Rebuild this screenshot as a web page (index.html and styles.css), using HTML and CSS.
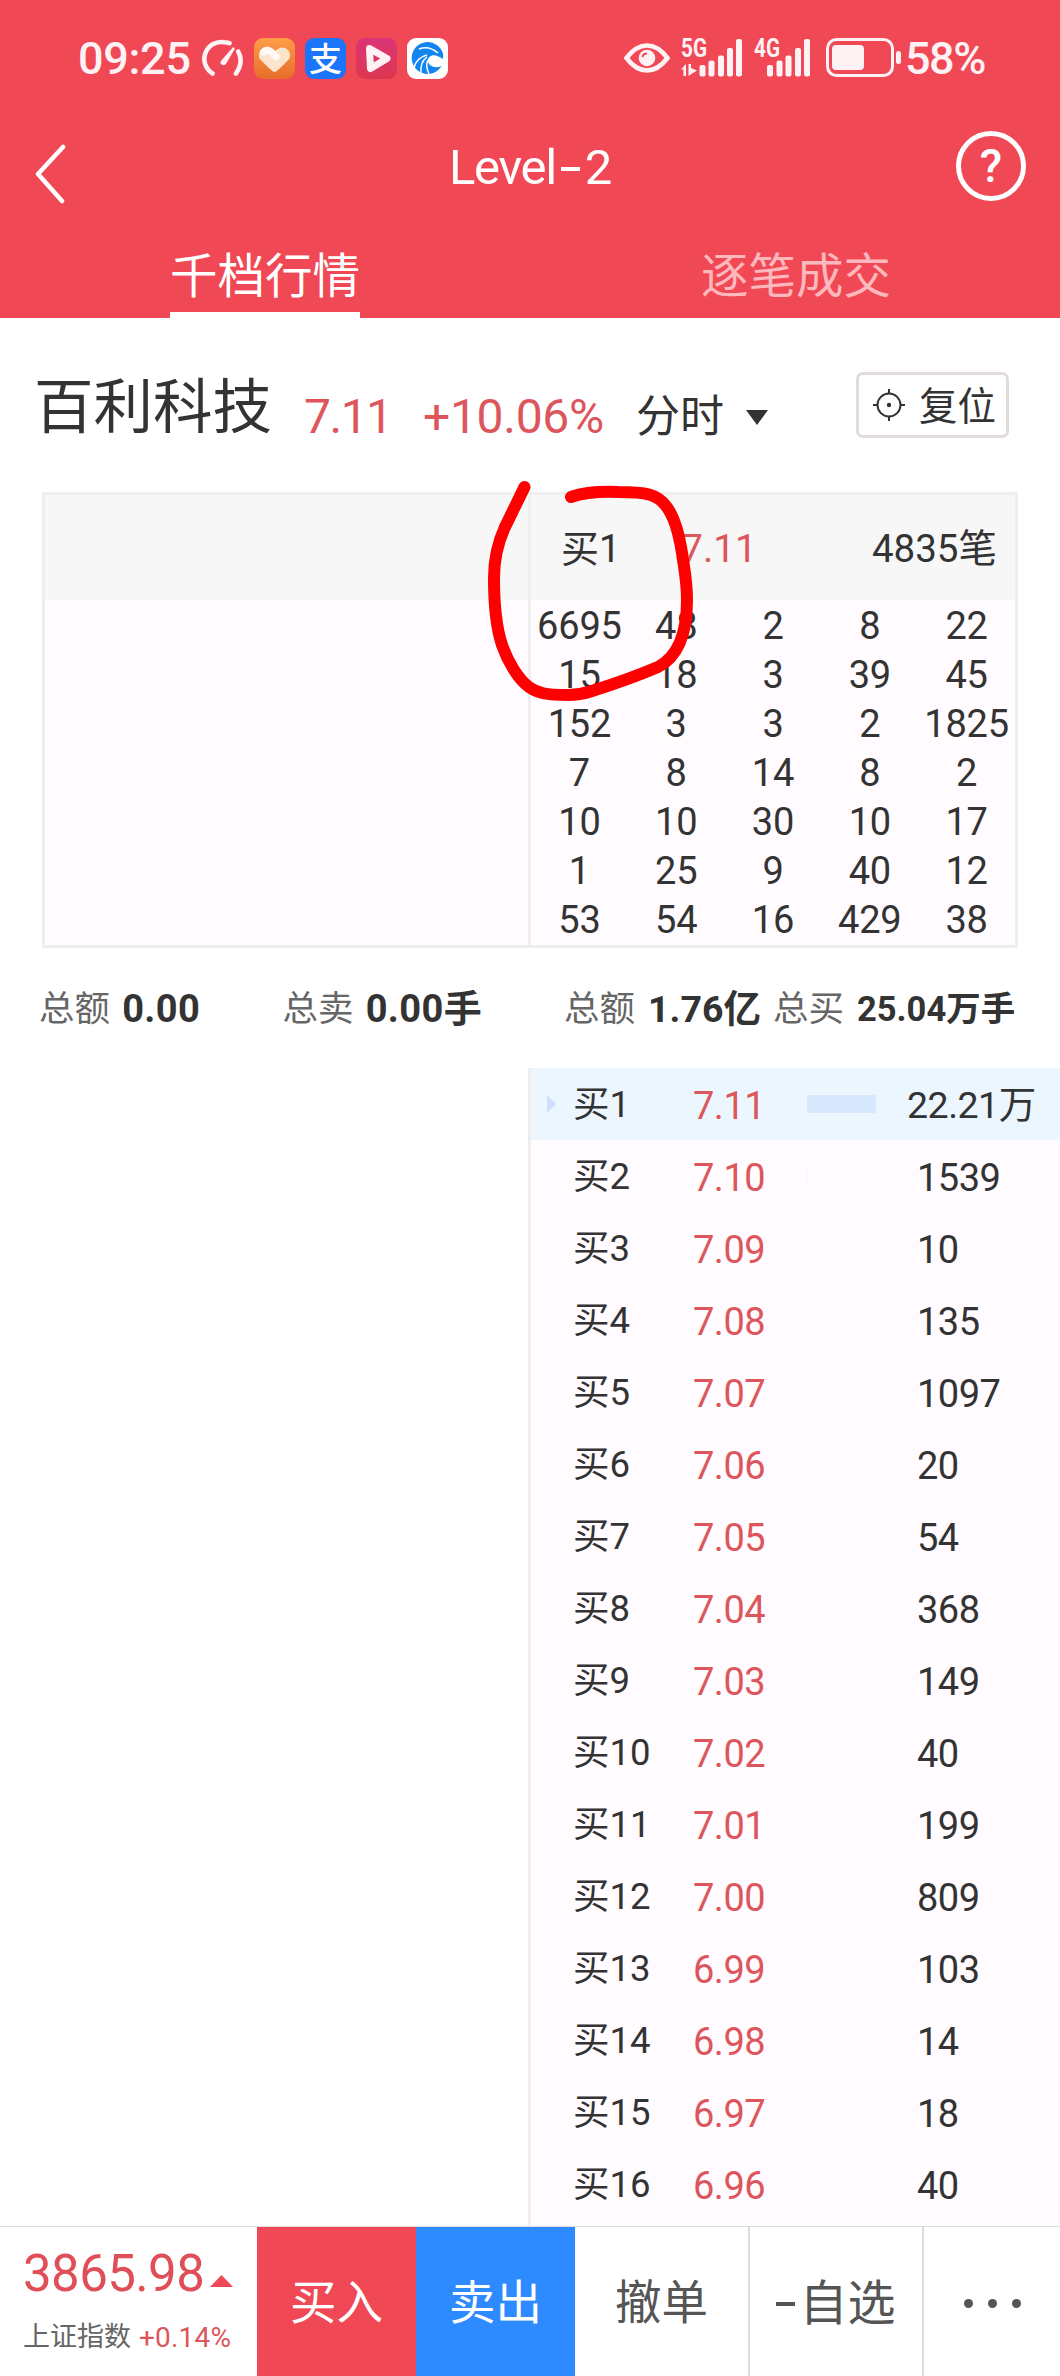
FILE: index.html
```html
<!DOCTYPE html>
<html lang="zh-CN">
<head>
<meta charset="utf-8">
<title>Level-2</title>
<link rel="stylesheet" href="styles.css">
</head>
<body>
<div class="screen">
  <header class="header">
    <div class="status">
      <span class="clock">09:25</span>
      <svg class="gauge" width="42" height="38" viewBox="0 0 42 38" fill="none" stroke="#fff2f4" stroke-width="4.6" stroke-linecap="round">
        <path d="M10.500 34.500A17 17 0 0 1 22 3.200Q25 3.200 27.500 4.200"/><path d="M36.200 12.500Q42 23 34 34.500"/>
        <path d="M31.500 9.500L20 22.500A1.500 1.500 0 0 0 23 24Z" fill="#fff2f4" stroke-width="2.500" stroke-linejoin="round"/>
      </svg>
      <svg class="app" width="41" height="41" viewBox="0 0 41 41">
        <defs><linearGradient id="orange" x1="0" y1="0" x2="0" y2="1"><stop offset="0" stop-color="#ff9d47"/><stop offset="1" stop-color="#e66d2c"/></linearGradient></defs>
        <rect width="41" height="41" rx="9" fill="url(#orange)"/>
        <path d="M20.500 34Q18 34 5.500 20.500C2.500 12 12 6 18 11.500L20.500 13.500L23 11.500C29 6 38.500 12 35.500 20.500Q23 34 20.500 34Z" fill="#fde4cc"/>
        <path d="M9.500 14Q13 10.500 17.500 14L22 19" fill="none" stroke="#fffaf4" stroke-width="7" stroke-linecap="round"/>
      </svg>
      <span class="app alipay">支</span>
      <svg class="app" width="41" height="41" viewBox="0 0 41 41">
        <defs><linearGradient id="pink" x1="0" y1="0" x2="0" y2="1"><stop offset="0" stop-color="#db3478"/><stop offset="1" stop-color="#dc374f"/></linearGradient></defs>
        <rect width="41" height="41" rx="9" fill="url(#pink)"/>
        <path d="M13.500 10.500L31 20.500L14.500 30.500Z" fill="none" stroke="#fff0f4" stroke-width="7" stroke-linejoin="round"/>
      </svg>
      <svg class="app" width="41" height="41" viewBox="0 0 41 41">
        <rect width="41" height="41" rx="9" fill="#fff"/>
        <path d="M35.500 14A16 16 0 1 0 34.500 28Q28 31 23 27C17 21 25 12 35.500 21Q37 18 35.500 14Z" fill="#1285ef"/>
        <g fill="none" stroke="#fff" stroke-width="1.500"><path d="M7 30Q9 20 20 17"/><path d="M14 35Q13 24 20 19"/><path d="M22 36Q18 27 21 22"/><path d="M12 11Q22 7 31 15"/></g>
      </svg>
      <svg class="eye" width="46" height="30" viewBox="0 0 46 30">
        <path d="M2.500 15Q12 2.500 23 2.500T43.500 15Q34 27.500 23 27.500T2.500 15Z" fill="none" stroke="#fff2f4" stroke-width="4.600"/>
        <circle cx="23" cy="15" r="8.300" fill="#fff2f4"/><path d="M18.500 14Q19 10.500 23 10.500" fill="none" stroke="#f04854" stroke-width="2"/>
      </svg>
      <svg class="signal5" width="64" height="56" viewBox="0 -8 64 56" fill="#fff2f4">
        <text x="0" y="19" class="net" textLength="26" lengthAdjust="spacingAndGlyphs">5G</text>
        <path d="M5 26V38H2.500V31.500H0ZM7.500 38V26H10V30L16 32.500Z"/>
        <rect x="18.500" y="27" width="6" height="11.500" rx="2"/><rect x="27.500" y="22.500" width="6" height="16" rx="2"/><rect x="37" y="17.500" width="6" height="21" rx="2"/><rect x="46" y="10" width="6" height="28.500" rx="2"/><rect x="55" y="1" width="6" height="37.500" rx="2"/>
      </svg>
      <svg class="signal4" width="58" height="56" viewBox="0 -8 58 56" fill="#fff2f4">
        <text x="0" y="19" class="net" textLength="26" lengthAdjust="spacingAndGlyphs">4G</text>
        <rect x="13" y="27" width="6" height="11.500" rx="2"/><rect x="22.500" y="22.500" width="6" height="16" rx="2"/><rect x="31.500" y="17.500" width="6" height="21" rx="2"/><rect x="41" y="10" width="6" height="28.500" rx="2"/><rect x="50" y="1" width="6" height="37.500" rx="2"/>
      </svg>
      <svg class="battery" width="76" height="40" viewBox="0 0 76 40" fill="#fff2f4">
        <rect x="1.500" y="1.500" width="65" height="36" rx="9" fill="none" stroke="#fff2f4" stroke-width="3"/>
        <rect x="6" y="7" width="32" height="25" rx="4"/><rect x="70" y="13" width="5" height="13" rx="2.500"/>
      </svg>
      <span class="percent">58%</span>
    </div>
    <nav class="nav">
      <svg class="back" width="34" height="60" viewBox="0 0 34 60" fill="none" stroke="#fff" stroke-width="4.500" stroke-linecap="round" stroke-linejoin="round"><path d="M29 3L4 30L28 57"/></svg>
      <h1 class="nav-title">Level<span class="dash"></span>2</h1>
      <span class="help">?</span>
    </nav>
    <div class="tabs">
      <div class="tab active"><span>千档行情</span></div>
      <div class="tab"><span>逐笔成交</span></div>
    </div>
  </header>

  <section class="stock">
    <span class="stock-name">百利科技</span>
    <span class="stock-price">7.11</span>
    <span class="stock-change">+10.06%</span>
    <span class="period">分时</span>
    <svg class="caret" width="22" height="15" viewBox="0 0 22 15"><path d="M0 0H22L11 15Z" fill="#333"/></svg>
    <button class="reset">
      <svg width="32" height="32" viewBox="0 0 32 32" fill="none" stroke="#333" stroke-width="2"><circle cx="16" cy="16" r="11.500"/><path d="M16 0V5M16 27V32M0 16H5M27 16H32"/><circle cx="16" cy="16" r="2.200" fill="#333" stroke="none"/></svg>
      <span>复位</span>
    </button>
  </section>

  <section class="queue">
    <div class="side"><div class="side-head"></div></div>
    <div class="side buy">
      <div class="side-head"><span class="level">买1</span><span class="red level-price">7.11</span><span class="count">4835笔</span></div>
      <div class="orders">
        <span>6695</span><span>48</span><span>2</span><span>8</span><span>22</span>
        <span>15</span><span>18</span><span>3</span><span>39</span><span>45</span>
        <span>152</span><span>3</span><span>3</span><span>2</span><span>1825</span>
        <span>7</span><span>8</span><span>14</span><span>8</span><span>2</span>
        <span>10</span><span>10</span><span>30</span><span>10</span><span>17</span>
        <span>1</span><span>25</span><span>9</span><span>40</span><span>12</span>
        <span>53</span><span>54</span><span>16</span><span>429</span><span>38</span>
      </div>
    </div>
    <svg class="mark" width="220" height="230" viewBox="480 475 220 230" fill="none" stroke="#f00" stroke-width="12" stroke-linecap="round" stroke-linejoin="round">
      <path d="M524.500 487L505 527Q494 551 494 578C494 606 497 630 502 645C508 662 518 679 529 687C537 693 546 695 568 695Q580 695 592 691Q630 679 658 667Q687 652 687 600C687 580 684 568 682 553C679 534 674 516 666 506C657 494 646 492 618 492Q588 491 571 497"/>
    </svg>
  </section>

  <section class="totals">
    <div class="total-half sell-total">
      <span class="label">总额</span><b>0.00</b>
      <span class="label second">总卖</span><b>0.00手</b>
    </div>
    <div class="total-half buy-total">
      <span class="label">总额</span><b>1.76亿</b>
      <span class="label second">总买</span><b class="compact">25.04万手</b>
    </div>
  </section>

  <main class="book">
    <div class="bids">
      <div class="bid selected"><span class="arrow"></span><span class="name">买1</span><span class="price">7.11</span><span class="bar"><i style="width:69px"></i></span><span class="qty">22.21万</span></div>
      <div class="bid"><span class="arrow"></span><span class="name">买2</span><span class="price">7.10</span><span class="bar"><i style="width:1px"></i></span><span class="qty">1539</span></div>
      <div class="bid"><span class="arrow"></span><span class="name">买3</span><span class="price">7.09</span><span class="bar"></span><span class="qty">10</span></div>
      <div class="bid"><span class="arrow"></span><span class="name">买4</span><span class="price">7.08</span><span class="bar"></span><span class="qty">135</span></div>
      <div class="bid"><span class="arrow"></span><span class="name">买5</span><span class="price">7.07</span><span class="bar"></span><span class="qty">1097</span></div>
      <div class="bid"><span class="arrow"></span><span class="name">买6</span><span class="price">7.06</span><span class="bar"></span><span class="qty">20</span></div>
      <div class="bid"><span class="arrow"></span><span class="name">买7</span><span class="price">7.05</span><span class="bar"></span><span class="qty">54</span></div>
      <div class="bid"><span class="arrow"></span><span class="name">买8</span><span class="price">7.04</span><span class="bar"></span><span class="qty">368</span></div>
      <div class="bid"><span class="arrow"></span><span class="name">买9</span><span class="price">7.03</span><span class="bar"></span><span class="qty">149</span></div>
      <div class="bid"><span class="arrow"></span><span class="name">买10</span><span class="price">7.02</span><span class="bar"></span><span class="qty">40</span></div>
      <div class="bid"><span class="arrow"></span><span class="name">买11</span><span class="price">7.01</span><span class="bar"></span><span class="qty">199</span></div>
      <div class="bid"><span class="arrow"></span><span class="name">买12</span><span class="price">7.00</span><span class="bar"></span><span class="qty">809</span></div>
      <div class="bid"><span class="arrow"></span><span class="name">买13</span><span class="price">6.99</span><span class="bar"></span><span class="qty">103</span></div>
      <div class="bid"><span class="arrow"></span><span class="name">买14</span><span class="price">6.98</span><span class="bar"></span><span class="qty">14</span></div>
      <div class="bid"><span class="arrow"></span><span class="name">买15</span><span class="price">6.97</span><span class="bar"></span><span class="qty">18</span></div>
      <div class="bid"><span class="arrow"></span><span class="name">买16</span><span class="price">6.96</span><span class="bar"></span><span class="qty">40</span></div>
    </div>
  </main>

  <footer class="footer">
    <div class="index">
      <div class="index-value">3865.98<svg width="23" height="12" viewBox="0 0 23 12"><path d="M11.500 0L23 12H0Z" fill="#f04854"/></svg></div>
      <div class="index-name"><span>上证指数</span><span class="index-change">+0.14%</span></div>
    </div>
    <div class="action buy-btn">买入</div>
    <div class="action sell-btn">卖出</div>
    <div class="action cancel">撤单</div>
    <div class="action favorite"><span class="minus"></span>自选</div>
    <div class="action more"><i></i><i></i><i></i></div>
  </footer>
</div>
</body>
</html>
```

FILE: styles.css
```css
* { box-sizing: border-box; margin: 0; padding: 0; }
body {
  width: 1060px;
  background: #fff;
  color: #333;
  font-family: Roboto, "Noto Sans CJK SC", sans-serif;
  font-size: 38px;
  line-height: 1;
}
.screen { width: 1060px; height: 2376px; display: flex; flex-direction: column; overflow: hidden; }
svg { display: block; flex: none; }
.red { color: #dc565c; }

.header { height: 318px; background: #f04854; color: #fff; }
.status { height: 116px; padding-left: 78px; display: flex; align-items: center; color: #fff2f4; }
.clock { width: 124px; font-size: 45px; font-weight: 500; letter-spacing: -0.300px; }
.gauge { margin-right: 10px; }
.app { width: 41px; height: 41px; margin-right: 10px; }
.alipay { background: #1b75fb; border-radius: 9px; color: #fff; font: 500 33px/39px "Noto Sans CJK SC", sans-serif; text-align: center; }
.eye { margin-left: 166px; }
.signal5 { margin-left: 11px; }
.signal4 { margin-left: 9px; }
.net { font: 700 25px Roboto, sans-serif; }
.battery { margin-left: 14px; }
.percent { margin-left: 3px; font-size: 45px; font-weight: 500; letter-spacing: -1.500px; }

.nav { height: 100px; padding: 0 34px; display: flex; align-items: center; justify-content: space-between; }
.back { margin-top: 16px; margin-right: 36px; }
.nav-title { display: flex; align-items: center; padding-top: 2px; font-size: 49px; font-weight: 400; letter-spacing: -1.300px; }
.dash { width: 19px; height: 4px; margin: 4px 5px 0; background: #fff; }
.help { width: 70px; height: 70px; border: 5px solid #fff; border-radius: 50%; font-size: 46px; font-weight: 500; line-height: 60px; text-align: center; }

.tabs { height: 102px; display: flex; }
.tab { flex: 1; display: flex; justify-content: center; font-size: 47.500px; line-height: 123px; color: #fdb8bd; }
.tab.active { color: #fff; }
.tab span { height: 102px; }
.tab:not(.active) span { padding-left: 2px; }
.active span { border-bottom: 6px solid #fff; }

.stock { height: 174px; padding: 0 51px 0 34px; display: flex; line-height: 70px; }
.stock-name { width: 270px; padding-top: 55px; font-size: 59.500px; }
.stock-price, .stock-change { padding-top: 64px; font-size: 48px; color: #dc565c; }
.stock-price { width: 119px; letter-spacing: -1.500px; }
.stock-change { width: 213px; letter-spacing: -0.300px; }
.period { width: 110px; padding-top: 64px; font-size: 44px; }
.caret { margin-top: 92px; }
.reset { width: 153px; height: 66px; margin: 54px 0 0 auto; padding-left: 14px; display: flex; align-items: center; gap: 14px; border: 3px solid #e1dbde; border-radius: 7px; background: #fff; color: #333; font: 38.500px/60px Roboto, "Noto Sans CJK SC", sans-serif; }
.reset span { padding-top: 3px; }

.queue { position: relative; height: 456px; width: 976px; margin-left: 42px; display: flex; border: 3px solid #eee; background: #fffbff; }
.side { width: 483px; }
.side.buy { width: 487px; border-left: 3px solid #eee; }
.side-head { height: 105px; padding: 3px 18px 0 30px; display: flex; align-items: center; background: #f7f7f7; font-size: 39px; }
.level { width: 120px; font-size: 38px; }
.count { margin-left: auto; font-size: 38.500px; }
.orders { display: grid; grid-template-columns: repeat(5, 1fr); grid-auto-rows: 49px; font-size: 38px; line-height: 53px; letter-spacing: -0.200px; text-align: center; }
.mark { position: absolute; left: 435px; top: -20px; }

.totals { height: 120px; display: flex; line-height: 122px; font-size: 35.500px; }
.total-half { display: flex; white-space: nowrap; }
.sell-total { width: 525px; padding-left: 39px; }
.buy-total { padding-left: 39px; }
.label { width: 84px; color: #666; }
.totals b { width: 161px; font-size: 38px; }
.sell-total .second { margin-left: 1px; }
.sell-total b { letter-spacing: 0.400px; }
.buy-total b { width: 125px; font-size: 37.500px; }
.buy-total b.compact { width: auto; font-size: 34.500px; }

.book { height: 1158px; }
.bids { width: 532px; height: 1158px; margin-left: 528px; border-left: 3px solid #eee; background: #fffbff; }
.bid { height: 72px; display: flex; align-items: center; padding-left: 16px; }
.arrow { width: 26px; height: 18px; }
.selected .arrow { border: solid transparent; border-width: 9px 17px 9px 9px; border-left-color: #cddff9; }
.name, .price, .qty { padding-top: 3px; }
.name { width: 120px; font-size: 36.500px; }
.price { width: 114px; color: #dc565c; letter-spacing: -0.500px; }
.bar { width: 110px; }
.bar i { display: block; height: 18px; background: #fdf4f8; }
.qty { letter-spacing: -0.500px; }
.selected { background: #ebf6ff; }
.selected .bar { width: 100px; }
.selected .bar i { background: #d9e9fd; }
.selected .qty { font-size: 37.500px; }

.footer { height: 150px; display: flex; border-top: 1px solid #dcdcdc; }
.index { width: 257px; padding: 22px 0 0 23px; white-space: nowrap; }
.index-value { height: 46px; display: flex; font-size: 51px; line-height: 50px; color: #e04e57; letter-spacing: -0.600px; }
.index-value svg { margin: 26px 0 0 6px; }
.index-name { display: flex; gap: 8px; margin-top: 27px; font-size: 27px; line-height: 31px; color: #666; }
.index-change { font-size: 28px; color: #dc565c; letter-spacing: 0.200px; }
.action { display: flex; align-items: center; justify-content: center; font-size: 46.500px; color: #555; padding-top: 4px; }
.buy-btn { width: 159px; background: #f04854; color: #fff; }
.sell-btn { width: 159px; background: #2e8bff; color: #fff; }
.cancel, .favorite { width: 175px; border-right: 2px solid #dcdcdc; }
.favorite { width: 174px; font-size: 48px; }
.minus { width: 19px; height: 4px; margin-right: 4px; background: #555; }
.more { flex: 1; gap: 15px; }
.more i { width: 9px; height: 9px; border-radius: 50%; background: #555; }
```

.....

Your goal: Every line in the data that holds "styles" should be copied out.

Solution below:
Rebuild this screenshot as a web page (index.html and styles.css), using HTML and CSS.
<link rel="stylesheet" href="styles.css">
FILE: styles.css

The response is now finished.